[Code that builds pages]
++++++++
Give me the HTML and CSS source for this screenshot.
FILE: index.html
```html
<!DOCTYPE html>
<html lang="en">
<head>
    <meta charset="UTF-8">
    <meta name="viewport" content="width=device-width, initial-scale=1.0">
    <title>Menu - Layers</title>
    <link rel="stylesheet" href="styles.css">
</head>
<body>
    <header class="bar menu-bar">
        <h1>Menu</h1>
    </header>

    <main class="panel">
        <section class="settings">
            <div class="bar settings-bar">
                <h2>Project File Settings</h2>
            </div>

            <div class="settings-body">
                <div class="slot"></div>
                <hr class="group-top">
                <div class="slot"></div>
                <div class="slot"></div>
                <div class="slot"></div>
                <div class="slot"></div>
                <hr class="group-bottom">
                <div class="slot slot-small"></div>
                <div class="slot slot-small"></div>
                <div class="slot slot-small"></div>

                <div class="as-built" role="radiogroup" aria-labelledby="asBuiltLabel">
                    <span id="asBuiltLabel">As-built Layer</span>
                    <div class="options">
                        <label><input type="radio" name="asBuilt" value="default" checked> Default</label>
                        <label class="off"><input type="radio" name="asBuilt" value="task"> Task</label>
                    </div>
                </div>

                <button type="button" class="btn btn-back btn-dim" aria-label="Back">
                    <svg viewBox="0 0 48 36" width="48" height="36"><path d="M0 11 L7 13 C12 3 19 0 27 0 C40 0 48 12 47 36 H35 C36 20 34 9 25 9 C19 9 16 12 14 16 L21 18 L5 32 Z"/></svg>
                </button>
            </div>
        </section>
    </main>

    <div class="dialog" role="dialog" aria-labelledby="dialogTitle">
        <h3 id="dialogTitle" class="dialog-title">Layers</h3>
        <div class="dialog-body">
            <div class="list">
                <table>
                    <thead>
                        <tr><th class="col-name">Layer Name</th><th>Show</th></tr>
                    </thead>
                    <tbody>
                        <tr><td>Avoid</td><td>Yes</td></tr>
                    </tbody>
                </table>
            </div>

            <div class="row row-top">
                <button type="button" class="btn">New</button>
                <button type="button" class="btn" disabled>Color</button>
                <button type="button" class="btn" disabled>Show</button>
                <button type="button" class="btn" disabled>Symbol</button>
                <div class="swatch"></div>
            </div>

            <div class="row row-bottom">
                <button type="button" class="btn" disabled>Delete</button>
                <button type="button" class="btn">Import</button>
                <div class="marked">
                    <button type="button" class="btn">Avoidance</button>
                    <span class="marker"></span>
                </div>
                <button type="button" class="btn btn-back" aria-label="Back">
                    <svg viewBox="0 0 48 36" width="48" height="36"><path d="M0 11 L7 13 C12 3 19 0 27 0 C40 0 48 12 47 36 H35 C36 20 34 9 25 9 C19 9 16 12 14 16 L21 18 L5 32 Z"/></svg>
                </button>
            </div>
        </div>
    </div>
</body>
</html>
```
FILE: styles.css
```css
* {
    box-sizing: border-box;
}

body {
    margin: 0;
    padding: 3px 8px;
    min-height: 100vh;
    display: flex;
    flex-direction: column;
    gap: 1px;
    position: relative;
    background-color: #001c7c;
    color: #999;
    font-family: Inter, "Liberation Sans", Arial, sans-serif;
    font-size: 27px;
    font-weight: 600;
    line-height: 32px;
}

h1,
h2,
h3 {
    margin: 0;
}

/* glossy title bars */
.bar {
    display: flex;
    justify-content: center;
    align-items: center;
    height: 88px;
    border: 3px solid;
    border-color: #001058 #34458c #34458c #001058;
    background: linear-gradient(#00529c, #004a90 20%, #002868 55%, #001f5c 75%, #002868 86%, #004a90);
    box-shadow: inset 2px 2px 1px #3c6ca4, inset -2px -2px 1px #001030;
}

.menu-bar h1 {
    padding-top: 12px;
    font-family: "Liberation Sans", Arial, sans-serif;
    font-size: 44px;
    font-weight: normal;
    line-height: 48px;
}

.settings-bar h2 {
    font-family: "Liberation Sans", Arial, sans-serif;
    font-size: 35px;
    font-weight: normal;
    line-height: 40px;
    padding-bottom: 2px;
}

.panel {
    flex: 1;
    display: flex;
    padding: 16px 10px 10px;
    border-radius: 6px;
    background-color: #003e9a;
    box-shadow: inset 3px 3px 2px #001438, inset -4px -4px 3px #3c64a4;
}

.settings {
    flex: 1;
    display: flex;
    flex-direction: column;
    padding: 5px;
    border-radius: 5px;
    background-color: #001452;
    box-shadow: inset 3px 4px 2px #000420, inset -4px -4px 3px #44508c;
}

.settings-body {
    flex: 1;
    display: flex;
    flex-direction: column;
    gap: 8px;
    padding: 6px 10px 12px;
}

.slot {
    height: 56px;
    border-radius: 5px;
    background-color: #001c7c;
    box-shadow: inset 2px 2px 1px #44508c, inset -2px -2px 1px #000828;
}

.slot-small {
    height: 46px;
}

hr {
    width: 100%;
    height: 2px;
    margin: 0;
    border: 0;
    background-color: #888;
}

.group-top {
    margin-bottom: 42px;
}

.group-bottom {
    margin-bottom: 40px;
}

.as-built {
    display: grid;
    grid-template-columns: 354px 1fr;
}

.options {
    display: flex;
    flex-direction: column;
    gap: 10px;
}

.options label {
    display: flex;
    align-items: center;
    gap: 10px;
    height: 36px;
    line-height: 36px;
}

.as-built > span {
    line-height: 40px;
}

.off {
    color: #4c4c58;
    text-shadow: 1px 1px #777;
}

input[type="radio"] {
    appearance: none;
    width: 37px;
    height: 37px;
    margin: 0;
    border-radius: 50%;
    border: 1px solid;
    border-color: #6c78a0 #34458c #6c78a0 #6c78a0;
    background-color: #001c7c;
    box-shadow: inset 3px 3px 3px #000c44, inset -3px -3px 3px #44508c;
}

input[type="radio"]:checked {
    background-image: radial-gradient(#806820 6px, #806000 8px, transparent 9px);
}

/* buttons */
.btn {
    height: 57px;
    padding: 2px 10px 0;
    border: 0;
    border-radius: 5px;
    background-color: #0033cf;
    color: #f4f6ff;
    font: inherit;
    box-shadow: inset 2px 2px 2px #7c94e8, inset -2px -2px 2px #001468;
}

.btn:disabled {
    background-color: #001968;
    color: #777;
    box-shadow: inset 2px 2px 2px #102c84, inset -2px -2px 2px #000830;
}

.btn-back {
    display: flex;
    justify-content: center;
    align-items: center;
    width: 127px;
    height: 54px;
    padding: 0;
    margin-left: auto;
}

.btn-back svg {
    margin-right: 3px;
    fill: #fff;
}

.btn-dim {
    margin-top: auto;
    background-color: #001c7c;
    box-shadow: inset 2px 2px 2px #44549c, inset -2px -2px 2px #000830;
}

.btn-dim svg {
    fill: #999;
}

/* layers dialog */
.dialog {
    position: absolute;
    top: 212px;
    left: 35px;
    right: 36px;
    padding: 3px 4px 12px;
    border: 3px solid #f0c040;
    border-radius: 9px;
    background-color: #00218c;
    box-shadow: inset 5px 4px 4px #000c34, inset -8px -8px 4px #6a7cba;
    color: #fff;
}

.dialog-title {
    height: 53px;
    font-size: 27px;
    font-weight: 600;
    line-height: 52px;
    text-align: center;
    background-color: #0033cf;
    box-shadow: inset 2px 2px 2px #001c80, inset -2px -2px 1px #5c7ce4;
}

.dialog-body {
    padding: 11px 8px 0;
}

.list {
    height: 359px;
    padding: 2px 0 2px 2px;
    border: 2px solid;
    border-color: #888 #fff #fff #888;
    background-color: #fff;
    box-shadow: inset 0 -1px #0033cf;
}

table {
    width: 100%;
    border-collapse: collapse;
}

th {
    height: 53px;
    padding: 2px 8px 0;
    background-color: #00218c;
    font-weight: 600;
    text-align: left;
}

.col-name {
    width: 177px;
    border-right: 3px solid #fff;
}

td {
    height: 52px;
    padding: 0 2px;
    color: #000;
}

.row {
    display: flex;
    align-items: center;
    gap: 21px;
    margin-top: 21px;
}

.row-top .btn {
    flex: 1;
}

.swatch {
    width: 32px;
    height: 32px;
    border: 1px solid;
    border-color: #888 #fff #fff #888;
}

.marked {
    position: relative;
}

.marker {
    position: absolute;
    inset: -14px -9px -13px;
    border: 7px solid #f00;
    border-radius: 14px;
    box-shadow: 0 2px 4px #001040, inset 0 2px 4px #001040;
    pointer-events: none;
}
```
++++++++
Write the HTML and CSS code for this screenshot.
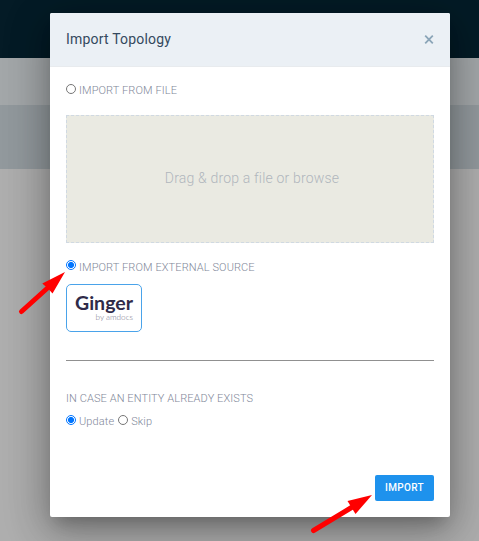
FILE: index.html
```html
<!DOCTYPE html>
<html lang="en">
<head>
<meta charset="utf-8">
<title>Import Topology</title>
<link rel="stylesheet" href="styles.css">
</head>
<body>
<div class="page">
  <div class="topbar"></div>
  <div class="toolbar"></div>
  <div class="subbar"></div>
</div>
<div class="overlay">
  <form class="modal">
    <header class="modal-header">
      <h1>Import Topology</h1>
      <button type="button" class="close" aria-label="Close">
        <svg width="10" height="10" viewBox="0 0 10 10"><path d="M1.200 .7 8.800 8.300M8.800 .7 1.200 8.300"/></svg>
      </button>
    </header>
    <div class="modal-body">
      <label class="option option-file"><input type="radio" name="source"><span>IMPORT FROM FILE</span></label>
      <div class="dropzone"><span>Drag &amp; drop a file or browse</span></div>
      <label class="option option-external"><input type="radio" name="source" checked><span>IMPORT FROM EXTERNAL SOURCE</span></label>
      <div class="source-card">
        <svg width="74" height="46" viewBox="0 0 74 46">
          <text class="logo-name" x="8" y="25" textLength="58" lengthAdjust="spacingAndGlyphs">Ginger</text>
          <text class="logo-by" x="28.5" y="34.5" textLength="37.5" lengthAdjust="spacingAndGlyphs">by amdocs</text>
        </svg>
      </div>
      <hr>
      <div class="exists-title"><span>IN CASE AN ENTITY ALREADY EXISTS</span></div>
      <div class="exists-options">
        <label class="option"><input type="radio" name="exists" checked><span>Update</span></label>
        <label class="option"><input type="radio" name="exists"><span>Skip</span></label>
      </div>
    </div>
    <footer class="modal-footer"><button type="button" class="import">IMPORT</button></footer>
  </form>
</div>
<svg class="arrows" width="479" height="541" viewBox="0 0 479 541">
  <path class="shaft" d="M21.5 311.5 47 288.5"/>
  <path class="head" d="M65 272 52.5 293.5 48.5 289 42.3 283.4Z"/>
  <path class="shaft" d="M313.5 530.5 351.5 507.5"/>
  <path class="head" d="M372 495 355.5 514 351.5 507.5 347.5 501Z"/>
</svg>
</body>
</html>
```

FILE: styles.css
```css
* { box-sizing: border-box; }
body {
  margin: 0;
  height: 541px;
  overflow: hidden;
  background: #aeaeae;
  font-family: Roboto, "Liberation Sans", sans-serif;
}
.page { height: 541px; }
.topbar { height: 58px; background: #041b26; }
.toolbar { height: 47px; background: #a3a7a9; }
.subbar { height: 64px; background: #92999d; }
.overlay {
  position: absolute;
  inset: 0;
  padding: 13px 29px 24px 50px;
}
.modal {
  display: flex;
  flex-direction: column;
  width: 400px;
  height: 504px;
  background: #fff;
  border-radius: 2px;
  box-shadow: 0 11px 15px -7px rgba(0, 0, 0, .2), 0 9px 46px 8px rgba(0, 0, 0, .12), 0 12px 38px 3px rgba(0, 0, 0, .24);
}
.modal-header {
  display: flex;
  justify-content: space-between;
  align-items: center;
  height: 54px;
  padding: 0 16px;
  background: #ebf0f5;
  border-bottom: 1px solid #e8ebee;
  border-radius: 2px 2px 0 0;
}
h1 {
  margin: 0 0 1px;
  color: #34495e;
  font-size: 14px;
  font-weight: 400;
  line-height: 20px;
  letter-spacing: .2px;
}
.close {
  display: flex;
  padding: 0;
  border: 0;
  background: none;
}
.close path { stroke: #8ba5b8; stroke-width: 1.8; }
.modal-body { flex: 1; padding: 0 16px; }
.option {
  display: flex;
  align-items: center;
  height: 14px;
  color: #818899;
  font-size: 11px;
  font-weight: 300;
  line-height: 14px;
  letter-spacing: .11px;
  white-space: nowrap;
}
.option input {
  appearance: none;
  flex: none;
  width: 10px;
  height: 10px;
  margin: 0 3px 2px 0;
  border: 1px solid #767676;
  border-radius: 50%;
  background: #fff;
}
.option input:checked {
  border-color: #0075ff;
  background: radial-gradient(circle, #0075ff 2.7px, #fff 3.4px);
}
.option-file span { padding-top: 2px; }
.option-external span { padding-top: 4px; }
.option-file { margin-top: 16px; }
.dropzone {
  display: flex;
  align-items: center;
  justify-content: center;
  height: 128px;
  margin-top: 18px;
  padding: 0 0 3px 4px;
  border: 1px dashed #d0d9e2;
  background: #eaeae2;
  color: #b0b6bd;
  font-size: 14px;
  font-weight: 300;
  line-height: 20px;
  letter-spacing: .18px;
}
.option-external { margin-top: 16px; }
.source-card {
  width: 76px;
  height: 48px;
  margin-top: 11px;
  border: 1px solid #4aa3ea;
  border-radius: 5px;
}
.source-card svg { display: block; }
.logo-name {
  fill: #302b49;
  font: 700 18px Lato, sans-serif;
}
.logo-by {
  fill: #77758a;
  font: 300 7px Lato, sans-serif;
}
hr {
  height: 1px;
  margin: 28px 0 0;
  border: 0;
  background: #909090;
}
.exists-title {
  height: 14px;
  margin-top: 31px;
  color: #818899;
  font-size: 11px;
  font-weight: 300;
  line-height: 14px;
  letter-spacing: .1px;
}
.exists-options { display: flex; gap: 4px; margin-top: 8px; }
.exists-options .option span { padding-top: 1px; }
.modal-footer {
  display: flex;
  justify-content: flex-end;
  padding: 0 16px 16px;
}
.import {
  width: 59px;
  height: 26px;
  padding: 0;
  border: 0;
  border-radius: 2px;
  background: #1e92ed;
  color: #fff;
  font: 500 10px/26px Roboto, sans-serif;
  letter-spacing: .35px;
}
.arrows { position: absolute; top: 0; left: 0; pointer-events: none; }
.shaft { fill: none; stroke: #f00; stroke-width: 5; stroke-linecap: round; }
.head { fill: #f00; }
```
++++++++
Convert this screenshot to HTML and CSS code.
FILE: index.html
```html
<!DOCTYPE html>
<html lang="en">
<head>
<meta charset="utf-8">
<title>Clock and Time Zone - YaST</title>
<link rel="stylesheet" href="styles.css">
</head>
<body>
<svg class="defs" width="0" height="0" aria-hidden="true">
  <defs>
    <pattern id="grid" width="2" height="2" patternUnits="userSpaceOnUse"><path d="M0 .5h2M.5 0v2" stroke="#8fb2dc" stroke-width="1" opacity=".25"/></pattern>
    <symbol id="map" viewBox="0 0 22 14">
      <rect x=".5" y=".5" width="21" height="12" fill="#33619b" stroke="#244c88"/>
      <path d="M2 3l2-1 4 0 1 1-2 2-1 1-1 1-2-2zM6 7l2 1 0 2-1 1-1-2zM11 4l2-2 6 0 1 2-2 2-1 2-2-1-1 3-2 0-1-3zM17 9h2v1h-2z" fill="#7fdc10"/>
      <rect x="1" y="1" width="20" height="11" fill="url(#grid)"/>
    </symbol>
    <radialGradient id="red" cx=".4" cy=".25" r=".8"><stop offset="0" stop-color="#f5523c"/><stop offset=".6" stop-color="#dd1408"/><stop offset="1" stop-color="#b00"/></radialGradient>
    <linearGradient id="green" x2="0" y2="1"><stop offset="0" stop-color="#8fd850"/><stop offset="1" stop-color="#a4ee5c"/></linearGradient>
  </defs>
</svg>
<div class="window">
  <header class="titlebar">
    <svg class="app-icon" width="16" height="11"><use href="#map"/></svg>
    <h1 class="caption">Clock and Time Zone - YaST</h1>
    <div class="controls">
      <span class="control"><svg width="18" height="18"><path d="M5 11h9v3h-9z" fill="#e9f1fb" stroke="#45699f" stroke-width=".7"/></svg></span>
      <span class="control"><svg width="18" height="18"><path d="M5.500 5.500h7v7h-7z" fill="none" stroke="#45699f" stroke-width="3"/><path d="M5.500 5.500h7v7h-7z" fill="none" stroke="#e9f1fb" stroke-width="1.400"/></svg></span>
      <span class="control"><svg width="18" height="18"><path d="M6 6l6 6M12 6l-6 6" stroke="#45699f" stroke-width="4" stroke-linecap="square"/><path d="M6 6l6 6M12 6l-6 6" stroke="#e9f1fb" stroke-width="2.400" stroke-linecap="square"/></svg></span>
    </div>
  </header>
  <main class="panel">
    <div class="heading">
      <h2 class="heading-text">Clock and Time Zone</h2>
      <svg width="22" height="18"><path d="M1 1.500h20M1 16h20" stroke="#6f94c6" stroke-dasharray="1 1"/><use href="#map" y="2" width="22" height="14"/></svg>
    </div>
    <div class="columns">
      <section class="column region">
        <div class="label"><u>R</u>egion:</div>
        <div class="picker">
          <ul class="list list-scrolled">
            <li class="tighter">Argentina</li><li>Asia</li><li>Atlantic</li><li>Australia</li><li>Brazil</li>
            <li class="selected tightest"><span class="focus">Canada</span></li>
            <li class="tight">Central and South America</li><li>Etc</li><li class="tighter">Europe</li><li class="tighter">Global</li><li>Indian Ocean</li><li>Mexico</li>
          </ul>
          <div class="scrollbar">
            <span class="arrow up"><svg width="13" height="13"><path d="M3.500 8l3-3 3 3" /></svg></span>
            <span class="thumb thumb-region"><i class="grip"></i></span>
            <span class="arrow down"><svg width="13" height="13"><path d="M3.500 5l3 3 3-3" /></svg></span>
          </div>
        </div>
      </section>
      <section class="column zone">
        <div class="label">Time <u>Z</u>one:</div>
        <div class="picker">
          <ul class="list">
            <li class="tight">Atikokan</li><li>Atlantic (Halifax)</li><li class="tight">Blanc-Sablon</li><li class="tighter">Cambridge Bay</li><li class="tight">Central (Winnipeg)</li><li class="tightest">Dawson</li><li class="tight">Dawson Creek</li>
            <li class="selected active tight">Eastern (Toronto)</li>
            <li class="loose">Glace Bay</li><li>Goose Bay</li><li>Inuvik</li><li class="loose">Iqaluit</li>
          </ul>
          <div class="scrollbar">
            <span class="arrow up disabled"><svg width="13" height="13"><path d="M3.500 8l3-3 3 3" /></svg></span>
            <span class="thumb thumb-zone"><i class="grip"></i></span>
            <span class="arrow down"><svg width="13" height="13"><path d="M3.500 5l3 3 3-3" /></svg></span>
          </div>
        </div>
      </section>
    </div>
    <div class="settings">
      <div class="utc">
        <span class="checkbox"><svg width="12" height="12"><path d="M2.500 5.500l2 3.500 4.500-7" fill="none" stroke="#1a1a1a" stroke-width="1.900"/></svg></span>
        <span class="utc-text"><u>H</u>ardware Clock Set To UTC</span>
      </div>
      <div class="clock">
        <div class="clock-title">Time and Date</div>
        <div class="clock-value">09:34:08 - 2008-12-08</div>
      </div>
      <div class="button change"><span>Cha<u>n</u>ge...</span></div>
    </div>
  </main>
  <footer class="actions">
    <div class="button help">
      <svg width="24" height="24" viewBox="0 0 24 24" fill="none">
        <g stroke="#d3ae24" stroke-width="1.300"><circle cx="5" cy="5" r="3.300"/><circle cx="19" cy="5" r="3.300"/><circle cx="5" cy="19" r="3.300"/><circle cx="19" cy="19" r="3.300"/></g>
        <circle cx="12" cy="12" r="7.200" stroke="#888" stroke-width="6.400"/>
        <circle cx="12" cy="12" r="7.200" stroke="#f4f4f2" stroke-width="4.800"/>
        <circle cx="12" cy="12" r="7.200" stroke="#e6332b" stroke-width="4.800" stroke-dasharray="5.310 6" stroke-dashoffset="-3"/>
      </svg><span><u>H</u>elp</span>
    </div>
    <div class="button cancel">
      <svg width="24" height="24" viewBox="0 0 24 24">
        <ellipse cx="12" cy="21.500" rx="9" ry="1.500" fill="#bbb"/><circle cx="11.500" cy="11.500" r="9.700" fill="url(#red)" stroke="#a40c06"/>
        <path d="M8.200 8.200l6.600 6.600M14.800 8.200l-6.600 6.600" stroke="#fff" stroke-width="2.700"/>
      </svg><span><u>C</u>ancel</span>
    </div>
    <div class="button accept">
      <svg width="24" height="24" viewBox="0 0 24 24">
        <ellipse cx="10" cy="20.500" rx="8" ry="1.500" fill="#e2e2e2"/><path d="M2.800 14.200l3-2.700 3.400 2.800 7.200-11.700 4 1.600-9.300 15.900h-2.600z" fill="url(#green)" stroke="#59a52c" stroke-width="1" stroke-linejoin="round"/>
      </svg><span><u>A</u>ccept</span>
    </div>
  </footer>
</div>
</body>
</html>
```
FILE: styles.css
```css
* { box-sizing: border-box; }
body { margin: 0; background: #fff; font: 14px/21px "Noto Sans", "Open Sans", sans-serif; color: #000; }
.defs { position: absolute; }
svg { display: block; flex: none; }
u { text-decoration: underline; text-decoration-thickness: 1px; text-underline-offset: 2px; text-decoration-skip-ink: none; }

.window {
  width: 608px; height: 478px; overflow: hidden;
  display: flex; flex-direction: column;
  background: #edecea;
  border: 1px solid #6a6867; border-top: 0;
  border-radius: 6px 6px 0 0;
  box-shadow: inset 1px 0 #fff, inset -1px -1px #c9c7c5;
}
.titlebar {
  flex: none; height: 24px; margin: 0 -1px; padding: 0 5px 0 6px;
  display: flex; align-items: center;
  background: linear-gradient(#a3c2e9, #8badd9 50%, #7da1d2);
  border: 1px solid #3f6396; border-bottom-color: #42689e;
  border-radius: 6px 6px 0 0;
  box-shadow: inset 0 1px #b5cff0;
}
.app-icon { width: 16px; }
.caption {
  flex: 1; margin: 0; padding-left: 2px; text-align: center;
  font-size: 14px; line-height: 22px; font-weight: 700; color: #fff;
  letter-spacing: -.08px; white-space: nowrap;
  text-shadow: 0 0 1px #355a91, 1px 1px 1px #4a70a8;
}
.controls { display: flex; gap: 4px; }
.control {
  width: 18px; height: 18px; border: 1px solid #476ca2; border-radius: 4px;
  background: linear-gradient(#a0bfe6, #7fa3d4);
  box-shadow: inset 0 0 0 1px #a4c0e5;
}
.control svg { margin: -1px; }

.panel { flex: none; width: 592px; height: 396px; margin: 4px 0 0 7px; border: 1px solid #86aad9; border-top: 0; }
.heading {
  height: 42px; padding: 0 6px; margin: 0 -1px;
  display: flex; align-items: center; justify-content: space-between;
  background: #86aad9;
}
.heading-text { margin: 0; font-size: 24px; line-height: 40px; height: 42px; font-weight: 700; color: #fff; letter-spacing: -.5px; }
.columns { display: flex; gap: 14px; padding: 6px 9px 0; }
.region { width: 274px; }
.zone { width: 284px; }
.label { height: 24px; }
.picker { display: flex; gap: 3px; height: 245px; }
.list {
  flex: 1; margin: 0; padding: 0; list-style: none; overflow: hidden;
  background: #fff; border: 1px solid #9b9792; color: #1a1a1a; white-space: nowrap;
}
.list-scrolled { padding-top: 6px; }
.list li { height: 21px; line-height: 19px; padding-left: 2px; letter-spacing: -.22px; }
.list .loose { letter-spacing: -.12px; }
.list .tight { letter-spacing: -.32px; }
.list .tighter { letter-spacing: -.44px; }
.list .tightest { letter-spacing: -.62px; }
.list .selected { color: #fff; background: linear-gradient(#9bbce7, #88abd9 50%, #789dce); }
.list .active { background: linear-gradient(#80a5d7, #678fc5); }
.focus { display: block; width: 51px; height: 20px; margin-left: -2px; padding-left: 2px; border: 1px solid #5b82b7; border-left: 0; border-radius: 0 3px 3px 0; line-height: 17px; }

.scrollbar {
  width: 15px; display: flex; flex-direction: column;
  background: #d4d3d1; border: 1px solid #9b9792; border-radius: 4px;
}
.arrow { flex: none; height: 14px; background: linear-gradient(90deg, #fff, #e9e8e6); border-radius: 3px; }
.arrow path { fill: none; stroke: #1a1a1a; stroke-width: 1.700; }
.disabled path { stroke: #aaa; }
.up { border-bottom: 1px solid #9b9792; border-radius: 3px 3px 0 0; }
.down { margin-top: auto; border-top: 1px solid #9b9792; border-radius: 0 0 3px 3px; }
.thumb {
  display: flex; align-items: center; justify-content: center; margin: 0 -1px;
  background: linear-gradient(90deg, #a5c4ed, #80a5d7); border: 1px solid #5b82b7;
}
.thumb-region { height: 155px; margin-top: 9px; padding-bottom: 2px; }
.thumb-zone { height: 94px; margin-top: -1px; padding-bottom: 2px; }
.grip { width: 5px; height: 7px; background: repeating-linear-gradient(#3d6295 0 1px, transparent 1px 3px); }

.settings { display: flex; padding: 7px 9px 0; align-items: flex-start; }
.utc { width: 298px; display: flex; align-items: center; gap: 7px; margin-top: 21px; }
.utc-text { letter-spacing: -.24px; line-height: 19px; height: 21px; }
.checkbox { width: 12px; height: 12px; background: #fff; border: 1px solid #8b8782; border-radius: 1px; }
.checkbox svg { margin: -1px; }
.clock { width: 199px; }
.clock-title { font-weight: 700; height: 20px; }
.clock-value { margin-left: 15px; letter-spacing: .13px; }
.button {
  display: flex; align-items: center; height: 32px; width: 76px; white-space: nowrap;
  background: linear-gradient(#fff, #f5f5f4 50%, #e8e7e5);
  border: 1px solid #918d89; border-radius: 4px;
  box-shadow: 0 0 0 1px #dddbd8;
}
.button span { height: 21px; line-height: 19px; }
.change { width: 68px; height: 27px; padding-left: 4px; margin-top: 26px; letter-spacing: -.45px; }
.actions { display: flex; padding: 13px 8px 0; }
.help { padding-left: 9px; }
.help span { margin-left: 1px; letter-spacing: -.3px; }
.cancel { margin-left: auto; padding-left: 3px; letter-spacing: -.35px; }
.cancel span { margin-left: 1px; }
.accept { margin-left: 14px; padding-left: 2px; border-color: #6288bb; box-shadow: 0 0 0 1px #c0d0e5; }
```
++++++++
→ **Work to complete**: In the records above, tally the lines where the word "this" appears, and give the number and nothing else.

→ **Task output**: 3